* START The records *

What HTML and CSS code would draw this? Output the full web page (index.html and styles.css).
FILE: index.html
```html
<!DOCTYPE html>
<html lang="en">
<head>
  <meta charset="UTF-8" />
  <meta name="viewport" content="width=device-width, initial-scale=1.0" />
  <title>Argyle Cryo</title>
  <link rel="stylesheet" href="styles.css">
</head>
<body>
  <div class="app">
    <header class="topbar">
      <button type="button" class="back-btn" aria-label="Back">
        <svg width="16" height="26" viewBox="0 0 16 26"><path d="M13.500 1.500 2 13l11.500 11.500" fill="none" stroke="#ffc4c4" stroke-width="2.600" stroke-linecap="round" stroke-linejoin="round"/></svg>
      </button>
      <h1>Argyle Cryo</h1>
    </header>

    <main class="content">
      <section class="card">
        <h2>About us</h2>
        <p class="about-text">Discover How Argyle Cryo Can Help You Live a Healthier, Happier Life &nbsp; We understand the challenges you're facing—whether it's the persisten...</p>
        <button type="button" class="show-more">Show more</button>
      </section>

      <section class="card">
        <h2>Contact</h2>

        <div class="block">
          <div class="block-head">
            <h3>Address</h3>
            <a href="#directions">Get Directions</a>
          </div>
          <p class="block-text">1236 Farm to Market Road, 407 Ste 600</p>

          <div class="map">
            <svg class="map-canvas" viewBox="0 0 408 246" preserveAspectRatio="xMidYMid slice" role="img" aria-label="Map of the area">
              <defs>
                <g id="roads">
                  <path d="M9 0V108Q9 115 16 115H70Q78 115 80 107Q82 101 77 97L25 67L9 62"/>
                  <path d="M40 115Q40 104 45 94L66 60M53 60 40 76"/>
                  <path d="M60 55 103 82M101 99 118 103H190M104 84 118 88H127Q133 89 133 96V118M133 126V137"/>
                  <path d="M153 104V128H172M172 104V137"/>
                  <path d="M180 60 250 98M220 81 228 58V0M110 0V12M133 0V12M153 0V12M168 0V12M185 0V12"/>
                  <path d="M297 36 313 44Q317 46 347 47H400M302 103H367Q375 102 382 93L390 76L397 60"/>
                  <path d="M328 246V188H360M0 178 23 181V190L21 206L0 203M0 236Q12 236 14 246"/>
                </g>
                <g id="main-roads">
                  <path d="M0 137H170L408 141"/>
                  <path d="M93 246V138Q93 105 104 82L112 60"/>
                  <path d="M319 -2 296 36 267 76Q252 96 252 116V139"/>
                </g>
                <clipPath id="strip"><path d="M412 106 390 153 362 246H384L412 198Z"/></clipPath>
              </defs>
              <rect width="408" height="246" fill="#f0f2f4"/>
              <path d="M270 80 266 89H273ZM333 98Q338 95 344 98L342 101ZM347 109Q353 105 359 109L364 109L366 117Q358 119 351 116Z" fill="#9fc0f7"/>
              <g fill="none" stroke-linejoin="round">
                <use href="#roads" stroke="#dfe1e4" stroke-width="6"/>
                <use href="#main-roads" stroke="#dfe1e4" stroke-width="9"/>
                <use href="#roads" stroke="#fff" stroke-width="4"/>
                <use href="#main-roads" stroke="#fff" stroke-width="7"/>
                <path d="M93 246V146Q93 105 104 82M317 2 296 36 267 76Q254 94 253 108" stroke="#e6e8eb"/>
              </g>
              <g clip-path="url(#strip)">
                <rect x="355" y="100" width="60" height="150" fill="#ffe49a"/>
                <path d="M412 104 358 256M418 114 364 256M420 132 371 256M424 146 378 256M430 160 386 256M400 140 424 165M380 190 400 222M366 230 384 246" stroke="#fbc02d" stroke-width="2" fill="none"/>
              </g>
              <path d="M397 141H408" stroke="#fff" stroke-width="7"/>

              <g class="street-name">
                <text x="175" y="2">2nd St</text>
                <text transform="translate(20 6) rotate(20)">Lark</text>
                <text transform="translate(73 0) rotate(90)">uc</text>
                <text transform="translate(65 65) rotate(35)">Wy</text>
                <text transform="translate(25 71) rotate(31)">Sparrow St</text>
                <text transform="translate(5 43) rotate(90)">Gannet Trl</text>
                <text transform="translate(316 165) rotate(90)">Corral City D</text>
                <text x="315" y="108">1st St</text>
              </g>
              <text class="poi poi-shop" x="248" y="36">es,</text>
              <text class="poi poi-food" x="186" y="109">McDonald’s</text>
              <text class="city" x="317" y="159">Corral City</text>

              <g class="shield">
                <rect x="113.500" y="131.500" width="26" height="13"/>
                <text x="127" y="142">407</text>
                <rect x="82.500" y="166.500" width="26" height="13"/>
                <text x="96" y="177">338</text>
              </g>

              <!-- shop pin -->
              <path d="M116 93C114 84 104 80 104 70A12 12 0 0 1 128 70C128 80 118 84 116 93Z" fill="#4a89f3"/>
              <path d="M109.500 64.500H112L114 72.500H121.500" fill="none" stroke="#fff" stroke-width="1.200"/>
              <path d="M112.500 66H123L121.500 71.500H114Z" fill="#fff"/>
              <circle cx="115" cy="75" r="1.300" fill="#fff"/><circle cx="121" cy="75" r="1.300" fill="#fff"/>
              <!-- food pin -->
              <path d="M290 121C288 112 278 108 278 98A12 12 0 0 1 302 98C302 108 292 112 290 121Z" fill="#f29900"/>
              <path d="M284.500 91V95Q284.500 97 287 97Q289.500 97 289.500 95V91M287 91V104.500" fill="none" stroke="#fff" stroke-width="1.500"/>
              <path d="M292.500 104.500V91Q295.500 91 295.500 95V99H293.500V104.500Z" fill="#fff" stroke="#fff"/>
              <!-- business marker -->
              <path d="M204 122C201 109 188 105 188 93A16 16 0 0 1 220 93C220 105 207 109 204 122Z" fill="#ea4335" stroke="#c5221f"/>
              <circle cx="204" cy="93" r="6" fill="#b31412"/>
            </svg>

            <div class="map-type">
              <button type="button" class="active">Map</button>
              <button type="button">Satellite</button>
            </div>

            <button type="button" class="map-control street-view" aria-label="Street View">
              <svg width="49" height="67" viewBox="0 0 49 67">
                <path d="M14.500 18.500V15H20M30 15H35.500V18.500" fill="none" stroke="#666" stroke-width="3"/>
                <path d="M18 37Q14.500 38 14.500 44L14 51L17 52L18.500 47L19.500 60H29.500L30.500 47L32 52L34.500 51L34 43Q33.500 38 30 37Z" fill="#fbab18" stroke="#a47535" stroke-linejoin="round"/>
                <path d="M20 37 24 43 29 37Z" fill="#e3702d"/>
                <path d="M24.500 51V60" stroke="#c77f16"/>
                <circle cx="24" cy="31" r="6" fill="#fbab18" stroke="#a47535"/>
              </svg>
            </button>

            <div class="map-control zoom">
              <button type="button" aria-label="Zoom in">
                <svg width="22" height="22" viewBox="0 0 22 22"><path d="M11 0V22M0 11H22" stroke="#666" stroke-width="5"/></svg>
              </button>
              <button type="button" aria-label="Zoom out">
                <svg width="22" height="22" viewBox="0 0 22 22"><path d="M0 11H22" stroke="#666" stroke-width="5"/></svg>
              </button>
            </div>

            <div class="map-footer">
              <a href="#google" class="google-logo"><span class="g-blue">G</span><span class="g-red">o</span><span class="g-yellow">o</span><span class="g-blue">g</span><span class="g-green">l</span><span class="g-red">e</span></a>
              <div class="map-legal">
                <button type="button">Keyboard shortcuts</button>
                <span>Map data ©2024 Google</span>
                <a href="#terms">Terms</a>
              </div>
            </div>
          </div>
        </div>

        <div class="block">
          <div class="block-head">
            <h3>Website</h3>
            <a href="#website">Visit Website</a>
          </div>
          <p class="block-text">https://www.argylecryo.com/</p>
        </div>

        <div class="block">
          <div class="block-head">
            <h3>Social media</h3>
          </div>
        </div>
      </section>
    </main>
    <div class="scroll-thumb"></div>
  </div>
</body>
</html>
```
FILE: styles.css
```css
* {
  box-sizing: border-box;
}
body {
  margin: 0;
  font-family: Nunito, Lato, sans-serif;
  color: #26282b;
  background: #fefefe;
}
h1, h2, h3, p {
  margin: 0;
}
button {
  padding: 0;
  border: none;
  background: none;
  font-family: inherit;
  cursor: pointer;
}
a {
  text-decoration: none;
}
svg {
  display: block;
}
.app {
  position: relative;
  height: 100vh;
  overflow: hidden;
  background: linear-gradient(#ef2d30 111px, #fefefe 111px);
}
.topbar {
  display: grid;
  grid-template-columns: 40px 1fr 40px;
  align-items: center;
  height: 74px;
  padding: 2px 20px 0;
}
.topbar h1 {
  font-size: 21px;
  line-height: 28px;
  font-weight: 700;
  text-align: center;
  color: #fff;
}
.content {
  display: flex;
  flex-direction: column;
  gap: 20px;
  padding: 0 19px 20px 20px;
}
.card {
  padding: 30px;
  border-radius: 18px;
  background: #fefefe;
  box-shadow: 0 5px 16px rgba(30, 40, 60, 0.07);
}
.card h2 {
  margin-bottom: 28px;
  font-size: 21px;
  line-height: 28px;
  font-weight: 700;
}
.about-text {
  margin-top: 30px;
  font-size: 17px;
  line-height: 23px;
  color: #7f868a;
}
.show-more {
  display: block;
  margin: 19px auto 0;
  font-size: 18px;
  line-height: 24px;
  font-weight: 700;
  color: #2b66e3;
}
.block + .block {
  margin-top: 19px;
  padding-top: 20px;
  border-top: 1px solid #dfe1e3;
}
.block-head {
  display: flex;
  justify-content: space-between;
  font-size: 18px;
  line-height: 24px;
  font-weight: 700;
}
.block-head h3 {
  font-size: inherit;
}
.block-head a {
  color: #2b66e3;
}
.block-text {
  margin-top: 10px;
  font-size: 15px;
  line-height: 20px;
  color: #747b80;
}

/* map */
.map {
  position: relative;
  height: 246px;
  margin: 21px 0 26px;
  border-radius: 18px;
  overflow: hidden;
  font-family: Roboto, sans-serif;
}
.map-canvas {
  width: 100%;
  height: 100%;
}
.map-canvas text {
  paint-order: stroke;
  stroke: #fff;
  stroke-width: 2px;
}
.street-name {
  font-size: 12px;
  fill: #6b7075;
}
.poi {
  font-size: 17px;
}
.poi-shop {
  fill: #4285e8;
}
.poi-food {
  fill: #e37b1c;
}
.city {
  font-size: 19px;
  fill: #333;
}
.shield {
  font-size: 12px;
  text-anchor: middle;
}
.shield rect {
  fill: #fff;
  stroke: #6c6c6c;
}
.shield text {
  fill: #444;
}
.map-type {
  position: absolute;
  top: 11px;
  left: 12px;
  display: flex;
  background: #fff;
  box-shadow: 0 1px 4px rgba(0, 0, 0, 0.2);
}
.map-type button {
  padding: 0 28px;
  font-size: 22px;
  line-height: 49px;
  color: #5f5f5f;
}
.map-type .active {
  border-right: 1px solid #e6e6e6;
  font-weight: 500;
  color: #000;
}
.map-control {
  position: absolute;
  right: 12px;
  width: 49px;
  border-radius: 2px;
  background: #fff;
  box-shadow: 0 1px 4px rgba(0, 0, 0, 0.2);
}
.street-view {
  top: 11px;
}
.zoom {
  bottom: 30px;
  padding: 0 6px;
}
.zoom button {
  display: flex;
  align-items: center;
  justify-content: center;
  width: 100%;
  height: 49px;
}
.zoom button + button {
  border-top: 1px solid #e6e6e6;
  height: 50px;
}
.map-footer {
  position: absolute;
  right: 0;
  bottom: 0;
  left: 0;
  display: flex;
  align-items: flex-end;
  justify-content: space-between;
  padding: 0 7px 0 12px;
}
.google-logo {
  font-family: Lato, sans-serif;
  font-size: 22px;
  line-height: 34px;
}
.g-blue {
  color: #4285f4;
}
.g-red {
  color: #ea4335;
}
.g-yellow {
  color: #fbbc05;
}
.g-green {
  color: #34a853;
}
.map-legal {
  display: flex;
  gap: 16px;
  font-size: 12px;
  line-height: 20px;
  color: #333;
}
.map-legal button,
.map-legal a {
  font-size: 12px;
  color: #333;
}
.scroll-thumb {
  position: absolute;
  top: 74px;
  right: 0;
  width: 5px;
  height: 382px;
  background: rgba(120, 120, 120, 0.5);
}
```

* END The records *
* START The records *

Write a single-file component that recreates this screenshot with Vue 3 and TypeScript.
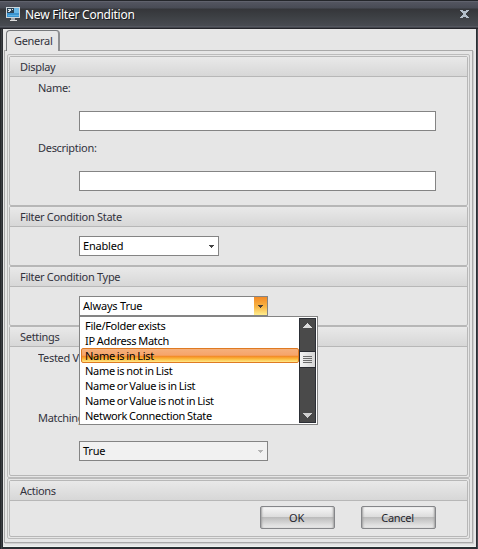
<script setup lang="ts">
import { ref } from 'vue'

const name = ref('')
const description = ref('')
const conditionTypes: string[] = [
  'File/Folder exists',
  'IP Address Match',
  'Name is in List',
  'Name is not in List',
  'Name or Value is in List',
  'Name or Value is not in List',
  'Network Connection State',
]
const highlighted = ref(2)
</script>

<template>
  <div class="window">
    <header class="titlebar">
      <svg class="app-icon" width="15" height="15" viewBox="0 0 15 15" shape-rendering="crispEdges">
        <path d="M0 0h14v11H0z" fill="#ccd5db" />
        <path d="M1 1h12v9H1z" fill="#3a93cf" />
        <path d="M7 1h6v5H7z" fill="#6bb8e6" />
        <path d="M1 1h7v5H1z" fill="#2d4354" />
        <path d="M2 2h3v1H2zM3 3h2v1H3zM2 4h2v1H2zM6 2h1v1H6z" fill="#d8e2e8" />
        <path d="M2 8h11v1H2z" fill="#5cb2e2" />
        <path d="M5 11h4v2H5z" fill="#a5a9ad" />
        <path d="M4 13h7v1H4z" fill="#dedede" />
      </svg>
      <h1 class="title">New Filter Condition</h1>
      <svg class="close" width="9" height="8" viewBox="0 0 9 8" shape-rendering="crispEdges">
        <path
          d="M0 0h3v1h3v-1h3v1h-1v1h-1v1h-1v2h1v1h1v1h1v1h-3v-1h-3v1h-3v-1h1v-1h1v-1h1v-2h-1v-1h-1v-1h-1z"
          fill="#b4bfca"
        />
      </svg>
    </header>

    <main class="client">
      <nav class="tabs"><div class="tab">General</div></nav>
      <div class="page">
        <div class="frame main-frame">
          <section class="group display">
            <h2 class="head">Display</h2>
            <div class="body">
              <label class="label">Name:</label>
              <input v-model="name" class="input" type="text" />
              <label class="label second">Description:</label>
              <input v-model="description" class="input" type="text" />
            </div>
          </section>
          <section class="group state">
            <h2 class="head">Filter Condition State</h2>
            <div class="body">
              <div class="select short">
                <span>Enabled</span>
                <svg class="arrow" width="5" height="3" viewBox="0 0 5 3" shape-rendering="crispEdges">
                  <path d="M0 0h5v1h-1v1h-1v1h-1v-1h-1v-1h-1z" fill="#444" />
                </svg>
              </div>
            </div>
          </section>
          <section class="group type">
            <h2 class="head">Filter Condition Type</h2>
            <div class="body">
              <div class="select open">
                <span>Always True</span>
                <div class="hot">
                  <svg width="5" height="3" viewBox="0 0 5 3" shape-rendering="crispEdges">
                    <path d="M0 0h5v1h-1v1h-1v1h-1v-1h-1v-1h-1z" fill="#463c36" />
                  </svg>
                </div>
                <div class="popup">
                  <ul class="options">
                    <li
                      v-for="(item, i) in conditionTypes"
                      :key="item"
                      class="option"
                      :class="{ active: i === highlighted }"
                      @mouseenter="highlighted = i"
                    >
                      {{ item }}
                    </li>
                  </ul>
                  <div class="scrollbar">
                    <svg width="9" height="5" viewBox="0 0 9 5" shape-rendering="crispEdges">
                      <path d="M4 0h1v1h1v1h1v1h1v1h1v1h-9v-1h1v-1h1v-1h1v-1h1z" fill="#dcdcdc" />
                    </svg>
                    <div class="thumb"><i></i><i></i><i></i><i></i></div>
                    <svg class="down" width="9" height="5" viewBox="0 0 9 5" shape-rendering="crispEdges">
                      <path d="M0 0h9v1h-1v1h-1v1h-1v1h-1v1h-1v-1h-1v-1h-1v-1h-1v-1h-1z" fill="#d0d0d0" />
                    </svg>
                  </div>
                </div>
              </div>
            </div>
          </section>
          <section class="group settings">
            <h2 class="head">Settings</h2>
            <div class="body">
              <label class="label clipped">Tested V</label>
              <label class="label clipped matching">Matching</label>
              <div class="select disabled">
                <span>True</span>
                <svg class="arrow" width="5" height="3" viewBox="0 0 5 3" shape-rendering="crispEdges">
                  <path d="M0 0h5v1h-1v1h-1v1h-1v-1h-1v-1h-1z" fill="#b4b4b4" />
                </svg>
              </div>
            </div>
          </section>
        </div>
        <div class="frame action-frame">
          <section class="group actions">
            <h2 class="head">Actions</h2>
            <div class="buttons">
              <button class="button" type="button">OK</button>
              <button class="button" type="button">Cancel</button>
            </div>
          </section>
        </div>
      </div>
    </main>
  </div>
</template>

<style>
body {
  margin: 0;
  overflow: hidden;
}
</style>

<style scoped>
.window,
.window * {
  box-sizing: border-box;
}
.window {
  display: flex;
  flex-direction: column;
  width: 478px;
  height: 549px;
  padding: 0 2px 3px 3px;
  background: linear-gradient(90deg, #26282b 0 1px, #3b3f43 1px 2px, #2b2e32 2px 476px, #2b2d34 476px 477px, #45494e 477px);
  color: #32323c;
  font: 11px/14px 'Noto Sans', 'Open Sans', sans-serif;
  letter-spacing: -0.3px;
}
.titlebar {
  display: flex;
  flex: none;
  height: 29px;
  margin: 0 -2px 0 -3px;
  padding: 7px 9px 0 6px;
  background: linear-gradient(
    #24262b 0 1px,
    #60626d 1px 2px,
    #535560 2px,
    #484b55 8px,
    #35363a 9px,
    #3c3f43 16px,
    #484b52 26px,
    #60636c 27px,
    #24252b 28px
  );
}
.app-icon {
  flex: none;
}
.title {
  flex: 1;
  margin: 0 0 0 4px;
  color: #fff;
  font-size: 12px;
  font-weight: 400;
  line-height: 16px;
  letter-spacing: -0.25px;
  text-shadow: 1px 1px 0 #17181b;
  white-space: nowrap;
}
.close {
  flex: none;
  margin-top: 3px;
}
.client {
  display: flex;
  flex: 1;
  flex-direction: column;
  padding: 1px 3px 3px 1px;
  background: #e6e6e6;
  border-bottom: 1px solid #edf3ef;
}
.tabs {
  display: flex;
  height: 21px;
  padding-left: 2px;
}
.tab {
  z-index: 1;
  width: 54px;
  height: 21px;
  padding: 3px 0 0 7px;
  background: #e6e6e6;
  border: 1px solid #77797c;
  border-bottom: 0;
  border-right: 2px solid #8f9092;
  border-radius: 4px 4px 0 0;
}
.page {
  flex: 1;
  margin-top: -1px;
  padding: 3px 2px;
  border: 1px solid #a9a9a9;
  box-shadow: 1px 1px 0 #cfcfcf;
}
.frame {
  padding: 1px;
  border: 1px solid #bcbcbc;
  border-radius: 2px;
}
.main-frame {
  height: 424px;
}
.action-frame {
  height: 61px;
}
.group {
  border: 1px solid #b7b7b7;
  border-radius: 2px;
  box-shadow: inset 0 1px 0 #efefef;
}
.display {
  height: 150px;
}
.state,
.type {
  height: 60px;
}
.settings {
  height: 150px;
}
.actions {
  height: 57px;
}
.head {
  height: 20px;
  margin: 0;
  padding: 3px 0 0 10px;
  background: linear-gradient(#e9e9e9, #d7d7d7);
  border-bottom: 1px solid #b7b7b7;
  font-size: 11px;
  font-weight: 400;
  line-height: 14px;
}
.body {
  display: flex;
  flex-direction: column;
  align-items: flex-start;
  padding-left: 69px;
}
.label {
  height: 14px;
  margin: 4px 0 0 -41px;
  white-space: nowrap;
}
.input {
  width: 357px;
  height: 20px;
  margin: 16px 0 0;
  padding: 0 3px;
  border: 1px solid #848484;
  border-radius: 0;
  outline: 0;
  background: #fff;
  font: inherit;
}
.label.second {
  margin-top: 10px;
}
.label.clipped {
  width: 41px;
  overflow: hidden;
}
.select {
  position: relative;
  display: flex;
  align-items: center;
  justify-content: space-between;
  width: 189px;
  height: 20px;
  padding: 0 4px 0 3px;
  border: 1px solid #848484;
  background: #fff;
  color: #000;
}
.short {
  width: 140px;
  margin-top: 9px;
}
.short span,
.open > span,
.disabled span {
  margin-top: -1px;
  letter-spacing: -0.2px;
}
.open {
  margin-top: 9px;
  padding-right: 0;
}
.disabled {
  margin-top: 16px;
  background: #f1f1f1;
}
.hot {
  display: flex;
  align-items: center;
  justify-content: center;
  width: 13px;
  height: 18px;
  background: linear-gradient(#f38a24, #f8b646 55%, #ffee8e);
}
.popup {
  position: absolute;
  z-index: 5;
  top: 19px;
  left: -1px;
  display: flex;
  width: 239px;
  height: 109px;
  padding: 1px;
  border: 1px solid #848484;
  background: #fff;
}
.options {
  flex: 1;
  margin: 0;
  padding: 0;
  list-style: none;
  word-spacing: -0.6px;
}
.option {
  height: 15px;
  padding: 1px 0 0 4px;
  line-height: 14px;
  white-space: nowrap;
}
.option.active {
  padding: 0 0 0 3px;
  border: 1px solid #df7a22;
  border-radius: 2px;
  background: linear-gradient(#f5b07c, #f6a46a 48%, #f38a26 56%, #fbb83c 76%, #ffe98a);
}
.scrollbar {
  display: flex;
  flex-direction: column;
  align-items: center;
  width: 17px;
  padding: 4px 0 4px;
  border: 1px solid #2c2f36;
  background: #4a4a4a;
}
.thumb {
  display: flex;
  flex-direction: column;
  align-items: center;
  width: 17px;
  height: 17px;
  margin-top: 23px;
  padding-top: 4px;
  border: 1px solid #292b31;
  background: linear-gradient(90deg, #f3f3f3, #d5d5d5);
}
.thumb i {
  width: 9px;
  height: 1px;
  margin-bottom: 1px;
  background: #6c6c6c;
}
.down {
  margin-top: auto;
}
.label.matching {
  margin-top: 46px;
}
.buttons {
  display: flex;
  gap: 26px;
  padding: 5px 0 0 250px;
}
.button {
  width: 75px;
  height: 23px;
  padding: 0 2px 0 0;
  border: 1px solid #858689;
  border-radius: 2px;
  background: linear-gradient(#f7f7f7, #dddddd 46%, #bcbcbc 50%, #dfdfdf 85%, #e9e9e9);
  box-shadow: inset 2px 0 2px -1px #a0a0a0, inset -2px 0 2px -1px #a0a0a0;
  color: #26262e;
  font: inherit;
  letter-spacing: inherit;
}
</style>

* END The records *

### Required task
Look for the word "this" and return every line where it occurs.

### Task solution
What HTML and CSS code would draw this? Output the full web page (index.html and styles.css).
Write a single-file component that recreates this screenshot with Vue 3 and TypeScript.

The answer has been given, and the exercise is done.